¿Por qué será que el público mexicano le huye a los documentales? Yo tengo una teoría.

Hace 30 años (tal vez más) cuando iba en la secundaria había una clase que odiaba: la de “educación” física. Aunque admito que estaba bueno salir del salón para recordar qué era el sol, no era una clase que me emocionara en absoluto. Para mi “educación física” era un recreo glorificado y sujeto a calificaciones.

El problema era que cuando llovía, la clase de deportes se convertía en clase de cine: nos metían a algún auditorio y nos obligaban a ver un documental (siempre un documental), usualmente sobre naturaleza, y siempre, siempre, siempre era aburridísimo.

Obvio nadie ponía atención, todos platicaban, y los “maestros” de educación física eran los primeros en bostezar o hacerse de la vista gorda porque ellos tampoco entendían nada del mentado documental.

Décadas de educación pública confirman mi teoría: aquellos que fuimos sometidos a la tortura de esos documentales a cambio de la clase de deportes hicimos una ecuación difícil de borrar de nuestras mentes: “aburrición = documental”.

Obviamente uno crece y se da cuenta que el género documental es fascinante y que irónicamente los directores mexicanos hacen muy buenos documentales. Pero no todos corren con la misma suerte, la ecuación “aburrición = documental” se queda grabada para siempre. Gracias, SEP.

¿Pero a qué viene todo esto? Bueno pues resulta que Werner Herzog tiene un nuevo documental (ya lleva dos documentales y una película tan solo en 2020), se llama Fireball: Visitors from Darker Worlds.

Junto con el vulcanólogo británico Clive Oppenheimer (esta es su segunda colaboración juntos), van tras la pista de aquellos lugares donde han caído meteoritos importantes: desde Yucatán en México hasta incluso la Meca (a dónde obviamente no podían entrar pero mandaron a un infiltrado con un celular).

Los meteoritos -explica Herzog mediante su siempre enigmática voz en off- resultan enigmáticos porque en ellos viajan minerales cuyo origen se remonta al inicio del universo. Es como si dios (o la naturaleza) nos mandaran un mensaje, que inevitablemente termina en una sensación de pequeñez absoluta.

Así, cineasta y científico recorren el mundo mostrando las mitologías que el arribo de estos objetos celestes han provocado, que van desde interpretaciones religiosas hasta otras menos densas e incluso chuscas.

Casi tan sorprendente como las imágenes en microscopio de los muchos meteoritos que analizan en el filme (recomiendo ampliamente ver el documental en 4K), es la pasión con la que los entusiastas de estas rocas hablan sobre ellas a cuadro.

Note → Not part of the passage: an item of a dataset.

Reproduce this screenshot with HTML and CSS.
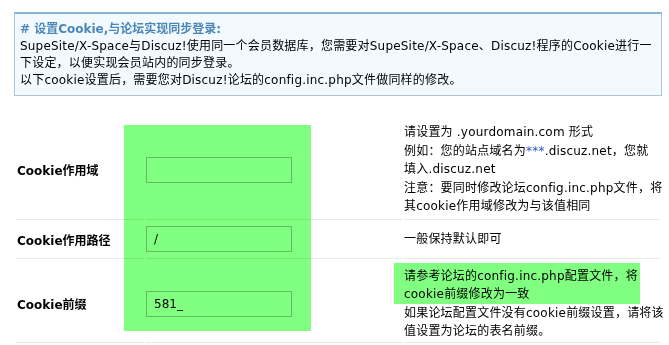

Se trata de hombres y mujeres absolutamente apasionados con estos mensajes que caen del cielo. Tenemos, por ejemplo, el caso de un músico que se va al techo de un gran estadio de Oslo y ahí recolecta lo que para usted o para mi sería simple tierra, pero resulta que se trata de polvo estelar, y que no solo eso sino que constantemente la tierra se ve bañada por ese polvo.

Apoteósico también el momento en que un científico asiático encuentra en la Antártida un meteorito. El hombre no solo brinca de felicidad, en medio de la nada, sino que además rompe en llanto.

Esa pasión por la ciencia, por el espacio y por conocer un poco más de lo que hay allá arriba es el mejor retrato de este documental. Herzog descubre (y nos descubre) una especie de espiritualidad científica, el rendirse ante la vastedad del universo y sus claros mensajes que hablan sobre la vastedad del universo.

Me hubiera gustado tener esa pasión por la ciencia y la naturaleza en la secundaria. ¿Qué habría pasado si en ese entonces me hubieran puesto un documental de Herzog? Seguramente no habría pasado nada, me hubiera aburrido igual, y es que aceptémoslo: en la adolescencia todos somos bastante idiotas.